The Ngaanyatjarra Council is the principal representative body for traditional owners in an area the size of the UK in the tri-state region of South Australia, Western Australia and the Northern Territory. Its submission indicates it wants direct communication with the four governments it needs to deal with, not bundled with other non-representative organisations that have emerged in its community. It is concerned the proposed model of 25 to 35 Indigenous groups may in fact silence the voices of the Ngaanyatjara people.

The La Perouse Aboriginal Community Alliance is a network of local service providers collaborating in engagement with governments in the La Perouse Aboriginal Land Council, an area now recognised as a discrete Aboriginal community with unbroken links to early Sydney.

Its submission also voices concern about local and regional “voices” including Aboriginal people who’ve migrated from other areas. It warns a failure to set clear boundaries on who can speak for country will create further friction between local service delivery organisations and traditional owners, benefiting none. Aboriginal people aren’t the same. No Aboriginal person can easily speak for another country or other people, only their own.

Years ago, I told early proponents of the voice that a national representative voice made no sense because any representative model needed to be drawn from the traditional owner groups. This idea was bastardised into a “local and regional voice” model that means nothing to anyone.

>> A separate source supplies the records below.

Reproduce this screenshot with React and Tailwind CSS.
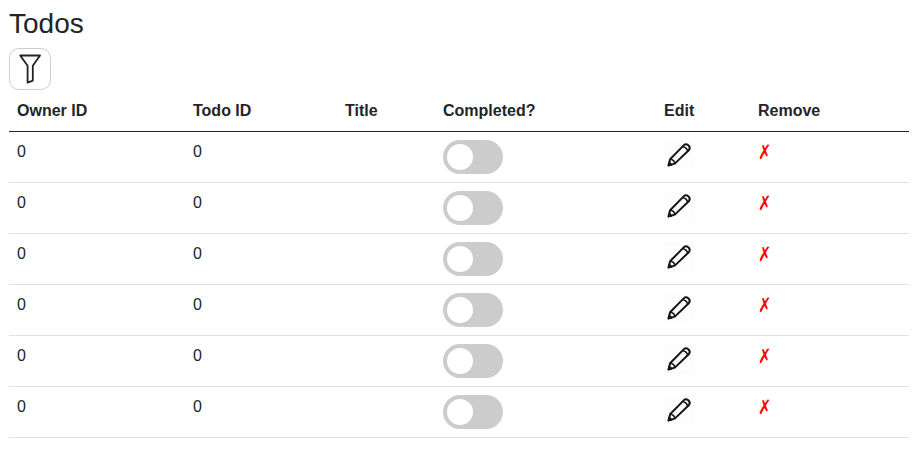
const rows = [0, 1, 2, 3, 4, 5].map((key) => ({ key, ownerId: 0, todoId: 0, title: "" }));

function FilterIcon() {
  return (
    <svg width="40" height="40" viewBox="0 0 40 40" fill="none" stroke="#222" strokeWidth="1.8" strokeLinejoin="round">
      <path d="M10.2 6.5H30L22.8 16.8V31.6L17.6 33.6V16.8Z" />
    </svg>
  );
}

function PencilIcon() {
  return (
    <svg width="30" height="30" viewBox="0 0 30 30" fill="none" stroke="#151515" strokeWidth="2" strokeLinejoin="round">
      <rect width="30" height="30" fill="#fdfdfd" stroke="none" />
      <path d="M4.6 25.4L6.1 19.3L19.7 5.4C22.4 2.6 27.4 6.2 25 10L10.8 23.6Z" />
      <path d="M6.1 19.3C8.4 19.4 10.4 21.2 10.8 23.6M18.7 6.7C21.1 6.7 23.4 8.8 23.6 11.2" strokeWidth="1.6" />
      <path d="M4.6 25.4L5.3 22.6L7.5 24.7Z" fill="#151515" />
    </svg>
  );
}

function Toggle() {
  return (
    <button type="button" role="switch" aria-checked="false" className="flex h-[34px] w-[60px] items-center rounded-full bg-[#ccc] pl-1">
      <span className="size-[26px] rounded-full bg-white" />
    </button>
  );
}

export default function App() {
  return (
    <main className="h-[456px] bg-white px-[9px] pt-2 font-['Liberation_Sans',Arial,sans-serif] text-base text-[#212529]">
      <h3 className="h-10 pt-px text-[28px] leading-[30px]">Todos</h3>
      <button type="button" aria-label="Filter" className="flex size-[42px] items-center justify-center rounded-[10px] border border-[#ccc]">
        <FilterIcon />
      </button>
      <table className="w-[900px] table-fixed border-separate border-spacing-0">
        <colgroup>
          <col className="w-[176px]" />
          <col className="w-[152px]" />
          <col className="w-[98px]" />
          <col className="w-[221px]" />
          <col className="w-[94px]" />
          <col className="w-[159px]" />
        </colgroup>
        <thead>
          <tr className="h-[42px] text-left [&>th]:border-b [&>th]:border-[#212529] [&>th]:px-2 [&>th]:py-0">
            <th>Owner ID</th>
            <th>Todo ID</th>
            <th>Title</th>
            <th>Completed?</th>
            <th>Edit</th>
            <th>Remove</th>
          </tr>
        </thead>
        <tbody>
          {rows.map((row) => (
            <tr key={row.key} className="h-[51px] align-top [&>td]:border-b [&>td]:border-[#dee2e6] [&>td]:px-2 [&>td]:pt-2 [&>td]:pb-0">
              <td>{row.ownerId}</td>
              <td>{row.todoId}</td>
              <td>{row.title}</td>
              <td><Toggle /></td>
              <td><PencilIcon /></td>
              <td className="text-[red]">
                <span className="inline-block translate-y-px scale-y-125 font-['DejaVu_Sans',sans-serif] leading-6">✗</span>
              </td>
            </tr>
          ))}
        </tbody>
      </table>
    </main>
  );
}
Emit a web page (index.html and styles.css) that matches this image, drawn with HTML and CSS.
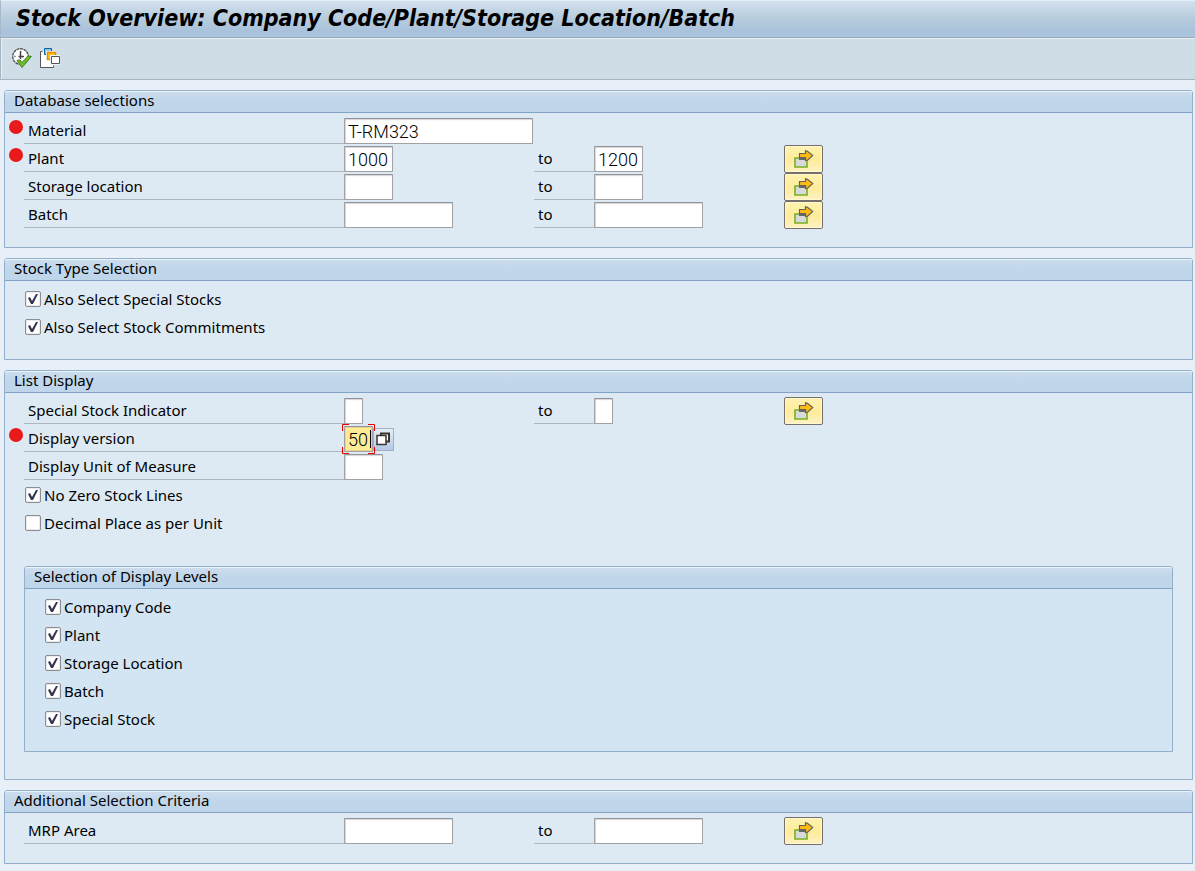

The Ngaanyatjarra Council’s submis­sion put it bluntly: there’s “a real risk that distilling voices from 500 Indigenous clans into a collection of regional groups would effectively nullify authentic Indigenous voices, rendering them meaningless, allowing governments to claim that they have ‘consulted’ Indigenous people”.

The entire concept of the voice is based on a false assumption of the homogeneity of Aboriginal people across the nation, as one race. This is something Indigenous Australians have tried to counter for decades. Now we find a government striving to entrench this in the Constitution. It won’t end well.